> Written instruction: Every line from the one holding "Emit a component" through the one holding "string; summary?: string;" should be returned exactly, both included; the pictures should not.

> Material to process:
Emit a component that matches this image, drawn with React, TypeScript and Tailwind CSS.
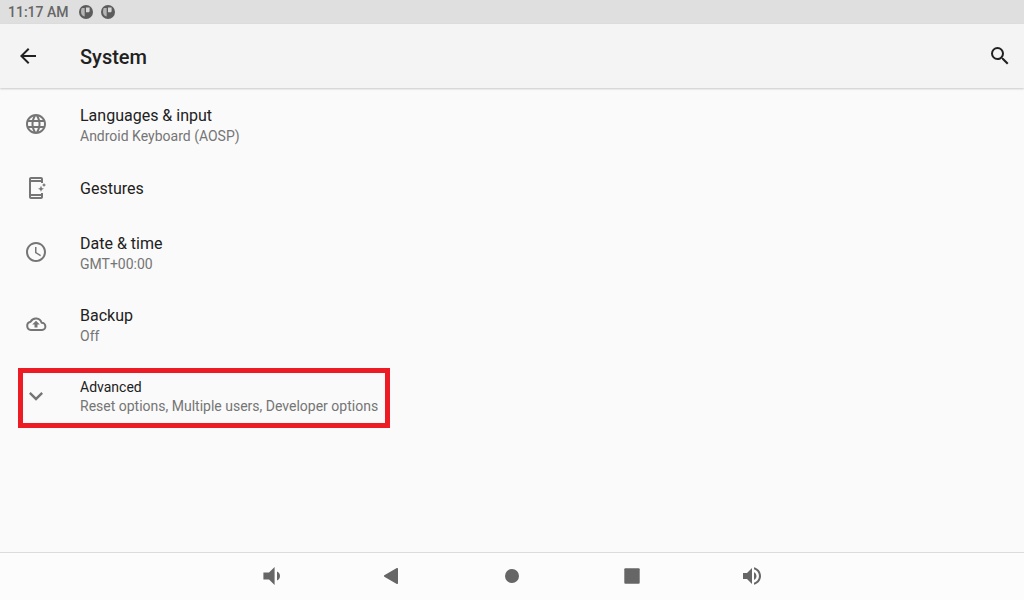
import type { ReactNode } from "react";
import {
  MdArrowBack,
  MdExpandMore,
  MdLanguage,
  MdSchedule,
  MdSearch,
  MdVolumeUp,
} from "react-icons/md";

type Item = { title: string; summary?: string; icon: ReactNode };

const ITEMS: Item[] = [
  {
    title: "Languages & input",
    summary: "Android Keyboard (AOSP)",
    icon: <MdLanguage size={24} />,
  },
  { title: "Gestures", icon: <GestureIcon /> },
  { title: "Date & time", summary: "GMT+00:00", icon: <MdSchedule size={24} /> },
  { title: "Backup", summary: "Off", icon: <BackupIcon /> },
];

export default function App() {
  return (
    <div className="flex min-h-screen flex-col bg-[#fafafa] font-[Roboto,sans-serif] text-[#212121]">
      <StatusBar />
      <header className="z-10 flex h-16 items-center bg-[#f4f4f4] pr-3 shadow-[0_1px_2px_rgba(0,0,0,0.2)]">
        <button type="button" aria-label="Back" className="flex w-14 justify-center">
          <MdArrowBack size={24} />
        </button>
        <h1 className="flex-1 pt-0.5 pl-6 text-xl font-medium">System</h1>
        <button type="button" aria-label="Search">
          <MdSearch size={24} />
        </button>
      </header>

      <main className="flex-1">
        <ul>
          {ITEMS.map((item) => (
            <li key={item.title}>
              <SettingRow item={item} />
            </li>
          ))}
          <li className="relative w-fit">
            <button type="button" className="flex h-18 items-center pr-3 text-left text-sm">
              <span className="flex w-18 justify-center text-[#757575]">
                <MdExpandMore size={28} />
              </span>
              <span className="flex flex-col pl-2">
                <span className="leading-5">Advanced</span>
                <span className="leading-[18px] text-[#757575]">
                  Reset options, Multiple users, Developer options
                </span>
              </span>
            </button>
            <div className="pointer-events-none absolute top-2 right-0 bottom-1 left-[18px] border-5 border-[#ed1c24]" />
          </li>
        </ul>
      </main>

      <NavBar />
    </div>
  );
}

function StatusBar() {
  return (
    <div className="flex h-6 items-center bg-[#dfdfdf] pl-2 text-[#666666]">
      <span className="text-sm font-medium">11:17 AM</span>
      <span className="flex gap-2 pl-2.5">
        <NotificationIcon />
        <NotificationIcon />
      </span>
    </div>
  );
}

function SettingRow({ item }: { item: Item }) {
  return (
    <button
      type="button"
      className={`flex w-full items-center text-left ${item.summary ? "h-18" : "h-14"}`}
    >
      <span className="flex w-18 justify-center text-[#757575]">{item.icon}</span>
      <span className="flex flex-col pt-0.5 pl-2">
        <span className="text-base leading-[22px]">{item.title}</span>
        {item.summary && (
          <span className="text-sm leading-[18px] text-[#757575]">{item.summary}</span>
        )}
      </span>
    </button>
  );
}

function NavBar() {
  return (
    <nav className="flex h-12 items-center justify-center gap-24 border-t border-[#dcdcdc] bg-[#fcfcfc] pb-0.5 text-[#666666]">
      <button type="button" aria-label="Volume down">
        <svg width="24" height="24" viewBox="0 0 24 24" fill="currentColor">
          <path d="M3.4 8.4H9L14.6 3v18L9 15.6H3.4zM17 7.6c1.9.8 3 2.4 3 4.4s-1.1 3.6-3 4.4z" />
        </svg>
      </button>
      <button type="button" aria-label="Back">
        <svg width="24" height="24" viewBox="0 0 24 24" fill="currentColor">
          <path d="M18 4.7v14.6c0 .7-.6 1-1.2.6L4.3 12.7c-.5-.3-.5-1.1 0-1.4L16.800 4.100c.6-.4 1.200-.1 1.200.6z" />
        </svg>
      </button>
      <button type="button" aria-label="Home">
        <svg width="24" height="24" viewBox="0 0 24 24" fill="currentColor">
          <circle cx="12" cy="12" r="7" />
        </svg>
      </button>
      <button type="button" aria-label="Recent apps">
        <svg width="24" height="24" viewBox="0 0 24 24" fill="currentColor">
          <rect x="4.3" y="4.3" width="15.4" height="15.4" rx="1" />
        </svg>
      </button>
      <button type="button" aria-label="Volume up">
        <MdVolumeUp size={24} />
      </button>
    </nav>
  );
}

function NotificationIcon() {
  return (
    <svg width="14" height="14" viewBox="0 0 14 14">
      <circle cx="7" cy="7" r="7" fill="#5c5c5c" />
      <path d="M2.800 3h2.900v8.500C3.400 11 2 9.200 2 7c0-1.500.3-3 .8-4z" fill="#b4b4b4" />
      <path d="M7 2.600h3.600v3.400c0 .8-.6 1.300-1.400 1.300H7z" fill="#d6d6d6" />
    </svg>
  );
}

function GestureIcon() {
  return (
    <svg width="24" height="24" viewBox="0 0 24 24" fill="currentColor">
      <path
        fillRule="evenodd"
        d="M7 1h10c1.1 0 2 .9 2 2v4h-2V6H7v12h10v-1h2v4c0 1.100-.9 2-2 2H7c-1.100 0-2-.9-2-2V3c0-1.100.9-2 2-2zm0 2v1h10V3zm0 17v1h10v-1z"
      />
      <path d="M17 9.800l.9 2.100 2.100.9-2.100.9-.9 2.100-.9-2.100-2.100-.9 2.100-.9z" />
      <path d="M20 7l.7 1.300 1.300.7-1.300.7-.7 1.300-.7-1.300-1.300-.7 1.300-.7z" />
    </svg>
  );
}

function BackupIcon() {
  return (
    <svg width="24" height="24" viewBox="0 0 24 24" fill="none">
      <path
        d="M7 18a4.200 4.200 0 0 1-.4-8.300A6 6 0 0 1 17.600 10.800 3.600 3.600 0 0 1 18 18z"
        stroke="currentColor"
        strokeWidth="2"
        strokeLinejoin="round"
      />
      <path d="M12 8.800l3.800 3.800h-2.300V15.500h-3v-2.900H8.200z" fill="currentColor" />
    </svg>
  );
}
...
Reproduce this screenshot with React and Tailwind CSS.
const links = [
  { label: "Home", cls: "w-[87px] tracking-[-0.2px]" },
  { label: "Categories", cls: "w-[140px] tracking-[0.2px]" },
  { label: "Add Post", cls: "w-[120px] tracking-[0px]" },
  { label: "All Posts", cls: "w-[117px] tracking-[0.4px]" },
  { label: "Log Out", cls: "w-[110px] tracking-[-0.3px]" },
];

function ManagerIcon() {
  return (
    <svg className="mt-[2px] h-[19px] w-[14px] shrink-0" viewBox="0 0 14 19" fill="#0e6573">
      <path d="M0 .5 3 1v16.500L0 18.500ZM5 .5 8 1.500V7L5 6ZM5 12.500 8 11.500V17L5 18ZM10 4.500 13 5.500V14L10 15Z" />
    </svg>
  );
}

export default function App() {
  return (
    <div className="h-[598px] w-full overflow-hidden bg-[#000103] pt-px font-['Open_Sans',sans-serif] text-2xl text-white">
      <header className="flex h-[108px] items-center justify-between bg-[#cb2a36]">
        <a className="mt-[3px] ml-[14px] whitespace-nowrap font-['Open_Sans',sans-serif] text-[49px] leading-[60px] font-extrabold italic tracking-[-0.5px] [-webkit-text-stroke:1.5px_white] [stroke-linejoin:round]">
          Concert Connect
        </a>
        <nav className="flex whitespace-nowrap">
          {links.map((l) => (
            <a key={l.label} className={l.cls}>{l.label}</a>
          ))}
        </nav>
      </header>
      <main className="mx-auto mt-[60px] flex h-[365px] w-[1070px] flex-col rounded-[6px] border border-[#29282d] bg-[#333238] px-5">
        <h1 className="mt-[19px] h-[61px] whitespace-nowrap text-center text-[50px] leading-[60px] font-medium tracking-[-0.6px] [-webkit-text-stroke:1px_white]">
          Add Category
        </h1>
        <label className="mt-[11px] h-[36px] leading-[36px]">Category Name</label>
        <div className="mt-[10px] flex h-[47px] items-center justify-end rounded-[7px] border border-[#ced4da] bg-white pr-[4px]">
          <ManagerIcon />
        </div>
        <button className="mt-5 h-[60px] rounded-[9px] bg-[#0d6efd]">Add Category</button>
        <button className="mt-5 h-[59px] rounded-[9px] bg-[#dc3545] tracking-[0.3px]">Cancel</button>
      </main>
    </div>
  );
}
---
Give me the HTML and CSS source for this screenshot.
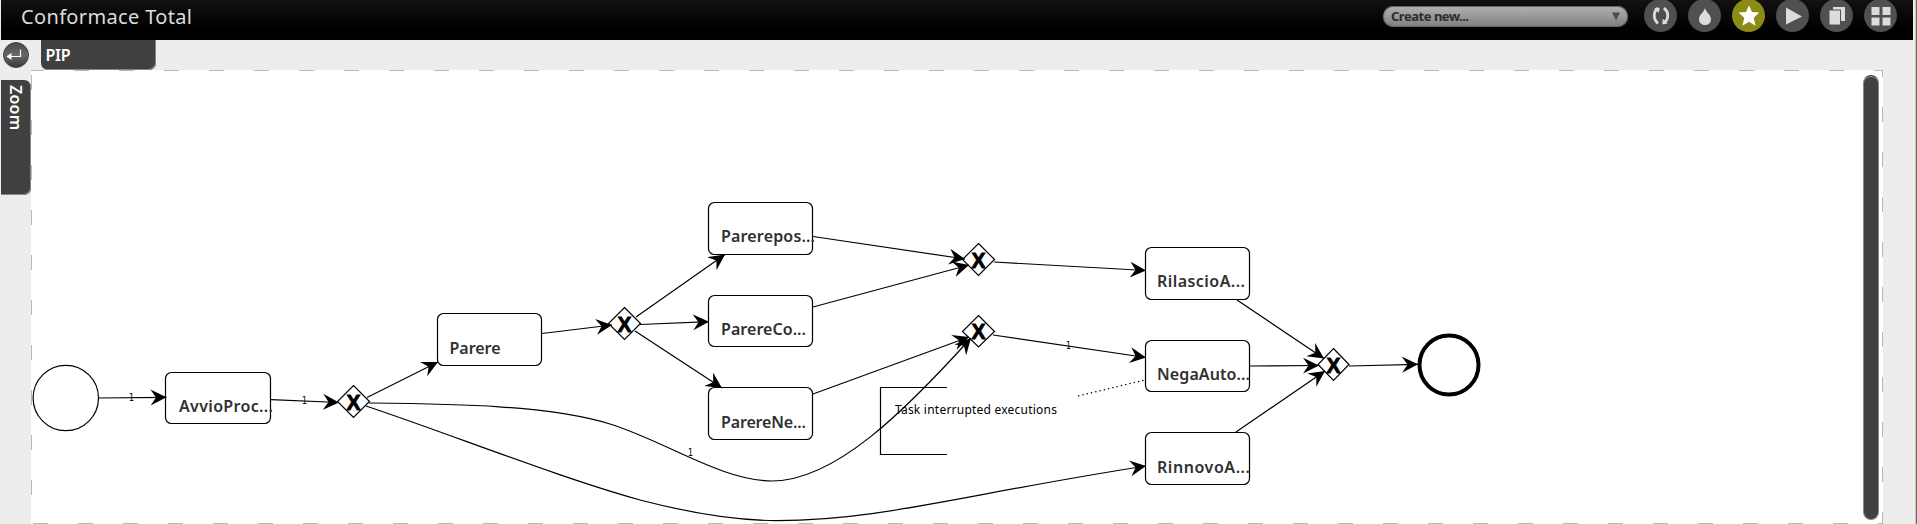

> Task solution:
Emit a component that matches this image, drawn with React, TypeScript and Tailwind CSS.
import type { ReactNode } from "react";
import {
  MdArrowBack,
  MdExpandMore,
  MdLanguage,
  MdSchedule,
  MdSearch,
  MdVolumeUp,
} from "react-icons/md";

type Item = { title: string; summary?: string; icon: ReactNode };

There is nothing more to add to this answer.